- Born: Dan Waren Folger April 11, 1943 San Rafael, California, United States
- Died: March 23, 2006 (aged 62)
- Occupations: Songwriter; singer;

= Dan Folger =

American singer and songwriter (1943–2006)

Dan Folger (April 11, 1943 - March 23, 2006) was an American singer and songwriter.

== Biography ==
Born Dan Waren Folger in San Rafael, California, while he was a small boy his family moved to Midland, Texas, where he would make friends with future Roy Orbison collaborator Joe Melson.

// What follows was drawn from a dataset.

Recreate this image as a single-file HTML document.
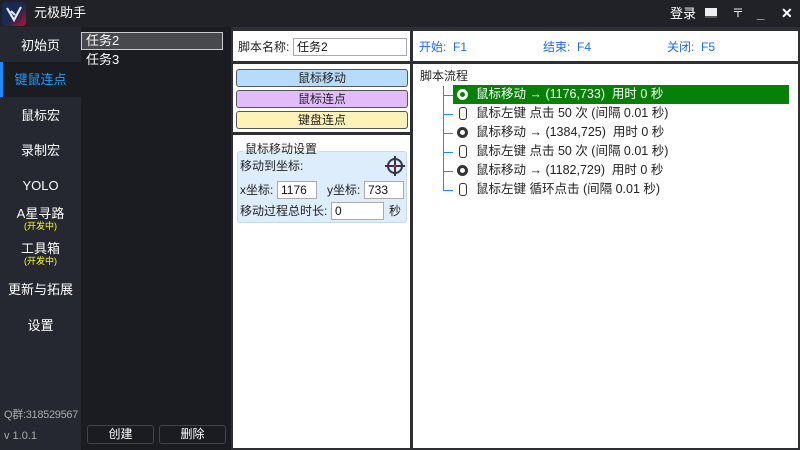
<!DOCTYPE html>
<html><head><meta charset="utf-8"><style>
*{margin:0;padding:0;box-sizing:border-box}
body{width:800px;height:450px;overflow:hidden;background:#2d2f33;font-family:"Liberation Sans","Noto Sans CJK SC",sans-serif;font-size:12px;position:relative;white-space:nowrap;line-height:1.5}
.abs{position:absolute}
#title{left:0;top:0;width:800px;height:27px;background:#202228}
#side{left:0;top:27px;width:81px;height:423px;background:#252830}
.nav{position:absolute;left:0;width:81px;text-align:center;color:#fff;font-size:13px}
#list{left:81px;top:27px;width:150px;height:423px;background:#1b1c21}
.panel{background:#fff;position:absolute}
.btn{position:absolute;left:236px;width:172px;height:18px;border:1px solid #555;border-radius:3px;text-align:center;font-size:12px;line-height:17px;color:#222}
.inp{position:absolute;border:1px solid #aaa;background:#fff;height:18px;font-size:12px;line-height:17px;padding-left:3px;color:#111}
.row{position:absolute;left:476px;font-size:12.5px;color:#222}
.ic{position:absolute;left:457px}
</style></head><body>
<div id="title" class="abs">
 <div class="abs" style="left:2px;top:2px;width:24px;height:24px;border-radius:4px;background:linear-gradient(135deg,#1a2a50 55%,#c01030);"></div>
 <svg class="abs" style="left:4px;top:4px" width="20" height="20" viewBox="0 0 20 20"><path d="M3 4 L10 16 L17 3 M7 7 L11 11" stroke="#dfe8ff" stroke-width="2.2" fill="none"/></svg>
 <div class="abs" style="left:34px;top:3px;color:#fff;font-size:13px">元极助手</div>
 <div class="abs" style="left:670px;top:4px;color:#fff;font-size:13px">登录</div>
 <div class="abs" style="left:705px;top:8px;width:12px;height:10px;background:#eee;border-bottom:2px solid #555"></div>
 <div class="abs" style="left:732px;top:4px;color:#eee;font-size:12px">〒</div>
 <div class="abs" style="left:757px;top:4px;color:#fff;font-size:13px;font-weight:bold">_</div>
 <div class="abs" style="left:781px;top:3px;color:#fff;font-size:14px;font-weight:bold">✕</div>
</div>
<div id="side" class="abs">
 <div class="nav" style="top:9px">初始页</div>
 <div class="abs" style="left:0;top:35px;width:81px;height:35px;background:#1b1c21;border-left:3px solid #1a8cff"></div>
 <div class="nav" style="top:43px;color:#1a9cff">键鼠连点</div>
 <div class="nav" style="top:79px">鼠标宏</div>
 <div class="nav" style="top:114px">录制宏</div>
 <div class="nav" style="top:149px">YOLO</div>
 <div class="nav" style="top:177px">A星寻路</div>
 <div class="nav" style="top:193px;font-size:9px;color:#ff0">(开发中)</div>
 <div class="nav" style="top:212px">工具箱</div>
 <div class="nav" style="top:228px;font-size:9px;color:#ff0">(开发中)</div>
 <div class="nav" style="top:253px">更新与拓展</div>
 <div class="nav" style="top:289px">设置</div>
 <div class="abs" style="left:4px;top:380px;color:#aaa;font-size:11px;letter-spacing:-0.3px">Q群:318529567</div>
 <div class="abs" style="left:4px;top:401px;color:#aaa;font-size:11px">v 1.0.1</div>
</div>
<div id="list" class="abs">
 <div class="abs" style="left:0;top:5px;width:142px;height:18px;background:#48494d;border:1px solid #ccc"></div>
 <div class="abs" style="left:5px;top:4px;color:#fff;font-size:13px">任务2</div>
 <div class="abs" style="left:5px;top:23px;color:#fff;font-size:13px">任务3</div>
 <div class="abs" style="left:6px;top:398px;width:67px;height:19px;border:1px solid #444;border-radius:3px;color:#fff;text-align:center;line-height:17px">创建</div>
 <div class="abs" style="left:78px;top:398px;width:67px;height:19px;border:1px solid #444;border-radius:3px;color:#fff;text-align:center;line-height:17px">删除</div>
</div>
<div class="panel" style="left:233px;top:31px;width:177px;height:30px"></div>
<div class="abs" style="left:238px;top:38px;color:#222">脚本名称:</div>
<div class="inp" style="left:293px;top:38px;width:114px">任务2</div>
<div class="panel" style="left:233px;top:64px;width:177px;height:68px"></div>
<div class="btn" style="top:69px;background:#b7dcfb">鼠标移动</div>
<div class="btn" style="top:90px;background:#e0bdfa">鼠标连点</div>
<div class="btn" style="top:111px;background:#fef2b9">键盘连点</div>
<div class="panel" style="left:233px;top:135px;width:177px;height:313px"></div>
<div class="abs" style="left:237px;top:151px;width:170px;height:72px;background:#deedfc;border:1px solid #c8d8ea;border-radius:3px"></div>
<div class="abs" style="left:243px;top:141px;color:#222;background:linear-gradient(#fff 55%,#deedfc 55%);padding:0 2px;line-height:1.3;margin-top:1px">鼠标移动设置</div>
<div class="abs" style="left:240px;top:157px;color:#222">移动到坐标:</div>
<div class="abs" style="left:387px;top:158px;width:16px;height:16px;border:2px solid #334;border-radius:50%"></div>
<div class="abs" style="left:394px;top:156px;width:2px;height:20px;background:#334"></div>
<div class="abs" style="left:385px;top:165px;width:20px;height:2px;background:#334"></div>
<div class="abs" style="left:394px;top:165px;width:2px;height:2px;background:#e22"></div>
<div class="abs" style="left:240px;top:181px;color:#222">x坐标:</div>
<div class="inp" style="left:277px;top:181px;width:40px">1176</div>
<div class="abs" style="left:327px;top:181px;color:#222">y坐标:</div>
<div class="inp" style="left:364px;top:181px;width:40px">733</div>
<div class="abs" style="left:240px;top:202px;color:#222">移动过程总时长:</div>
<div class="inp" style="left:331px;top:202px;width:53px">0</div>
<div class="abs" style="left:389px;top:202px;color:#222">秒</div>
<div class="panel" style="left:413px;top:31px;width:385px;height:30px"></div>
<div class="abs" style="left:419px;top:38px;color:#1a6aff">开始:&nbsp; F1</div>
<div class="abs" style="left:543px;top:38px;color:#1a6aff">结束:&nbsp; F4</div>
<div class="abs" style="left:667px;top:38px;color:#1a6aff">关闭:&nbsp; F5</div>
<div class="panel" style="left:413px;top:64px;width:385px;height:384px"></div>
<div class="abs" style="left:420px;top:67px;color:#222">脚本流程</div>
<div class="abs" style="left:443px;top:86px;width:1px;height:105px;background:#1a8cff"></div>
<div class="abs" style="left:443px;top:95px;width:10px;height:1px;background:#1a8cff"></div>
<div class="abs" style="left:443px;top:114px;width:10px;height:1px;background:#1a8cff"></div>
<div class="abs" style="left:443px;top:133px;width:10px;height:1px;background:#1a8cff"></div>
<div class="abs" style="left:443px;top:152px;width:10px;height:1px;background:#1a8cff"></div>
<div class="abs" style="left:443px;top:171px;width:10px;height:1px;background:#1a8cff"></div>
<div class="abs" style="left:443px;top:190px;width:10px;height:1px;background:#1a8cff"></div>
<div class="abs" style="left:453px;top:85px;width:336px;height:19px;background:#078007"></div>
<div class="ic" style="top:89px;width:11px;height:11px;border:3px solid #fff;border-radius:50%"></div>
<div class="row" style="top:85px;color:#fff">鼠标移动 → (1176,733)&nbsp; 用时 0 秒</div>
<div class="ic" style="left:459px;top:107px;width:8px;height:13px;border:1px solid #333;border-radius:3px"></div>
<div class="row" style="top:104px">鼠标左键 点击 50 次 (间隔 0.01 秒)</div>
<div class="ic" style="top:127px;width:11px;height:11px;border:3px solid #333;border-radius:50%"></div>
<div class="row" style="top:123px">鼠标移动 → (1384,725)&nbsp; 用时 0 秒</div>
<div class="ic" style="left:459px;top:145px;width:8px;height:13px;border:1px solid #333;border-radius:3px"></div>
<div class="row" style="top:142px">鼠标左键 点击 50 次 (间隔 0.01 秒)</div>
<div class="ic" style="top:165px;width:11px;height:11px;border:3px solid #333;border-radius:50%"></div>
<div class="row" style="top:161px">鼠标移动 → (1182,729)&nbsp; 用时 0 秒</div>
<div class="ic" style="left:459px;top:183px;width:8px;height:13px;border:1px solid #333;border-radius:3px"></div>
<div class="row" style="top:180px">鼠标左键 循环点击 (间隔 0.01 秒)</div>
</body></html>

His and his friends' interest in music led to a move to Nashville, Tennessee, in the 1960s. There, under Don Gant, Folger wrote songs for Acuff-Rose Music including the song "Amy", which appeared on the 1969 album, Roy Orbison's Many Moods. Other Folger compositions were recorded by Melson, Sam the Sham and the Pharaohs, and Glass Bubble, among others.

As a performer, Folger recorded four singles (eight songs) for Hickory Records between 1962 and 1966, and another single for Elf Records in 1967. Several of these singles were co-written by Folger and Melson.

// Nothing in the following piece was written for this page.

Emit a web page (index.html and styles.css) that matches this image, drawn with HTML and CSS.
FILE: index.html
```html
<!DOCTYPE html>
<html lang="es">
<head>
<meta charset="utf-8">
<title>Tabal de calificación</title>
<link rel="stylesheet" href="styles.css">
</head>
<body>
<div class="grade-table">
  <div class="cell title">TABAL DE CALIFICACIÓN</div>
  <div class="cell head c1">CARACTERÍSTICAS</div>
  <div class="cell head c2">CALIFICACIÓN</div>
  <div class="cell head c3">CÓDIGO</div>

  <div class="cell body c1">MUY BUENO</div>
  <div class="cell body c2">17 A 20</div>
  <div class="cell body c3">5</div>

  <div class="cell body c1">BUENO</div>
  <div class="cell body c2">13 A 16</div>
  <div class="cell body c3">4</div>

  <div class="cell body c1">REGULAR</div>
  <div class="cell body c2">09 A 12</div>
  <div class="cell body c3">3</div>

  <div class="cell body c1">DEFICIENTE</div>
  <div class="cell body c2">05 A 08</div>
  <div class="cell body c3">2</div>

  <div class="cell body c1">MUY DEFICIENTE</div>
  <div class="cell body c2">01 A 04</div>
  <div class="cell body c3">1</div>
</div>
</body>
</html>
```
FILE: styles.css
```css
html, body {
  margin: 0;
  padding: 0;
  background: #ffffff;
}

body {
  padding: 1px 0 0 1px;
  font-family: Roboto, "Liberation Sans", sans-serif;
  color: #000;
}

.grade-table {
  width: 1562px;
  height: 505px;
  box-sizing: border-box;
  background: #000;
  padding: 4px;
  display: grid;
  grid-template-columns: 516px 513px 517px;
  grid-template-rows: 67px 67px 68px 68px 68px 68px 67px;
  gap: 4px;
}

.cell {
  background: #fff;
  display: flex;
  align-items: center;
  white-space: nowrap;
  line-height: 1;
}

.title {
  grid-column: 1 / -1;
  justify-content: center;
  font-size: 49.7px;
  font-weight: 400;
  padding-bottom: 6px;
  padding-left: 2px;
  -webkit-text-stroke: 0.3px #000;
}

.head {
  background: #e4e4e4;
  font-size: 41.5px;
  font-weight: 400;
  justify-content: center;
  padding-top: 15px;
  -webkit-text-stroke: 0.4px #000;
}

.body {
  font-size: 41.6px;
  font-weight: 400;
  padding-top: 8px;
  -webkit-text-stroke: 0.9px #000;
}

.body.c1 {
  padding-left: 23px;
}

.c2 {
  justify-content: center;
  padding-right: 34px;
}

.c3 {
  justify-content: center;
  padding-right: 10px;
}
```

Perhaps Folger's best-known composition is "Weeping Annaleah", a song co-written with Mickey Newbury. It was recorded by Newbury, Tom Jones, The Box Tops, Gordon Waller, Bob Shane, and (under the title "Sleeping Annaleah") by Nick Cave.

In 1998, Folger resided at the Salvation Army for several years in East Texas, where he played in a religious band on Sundays.

He died in Bentonville, Arkansas in 2006, at the age of 62.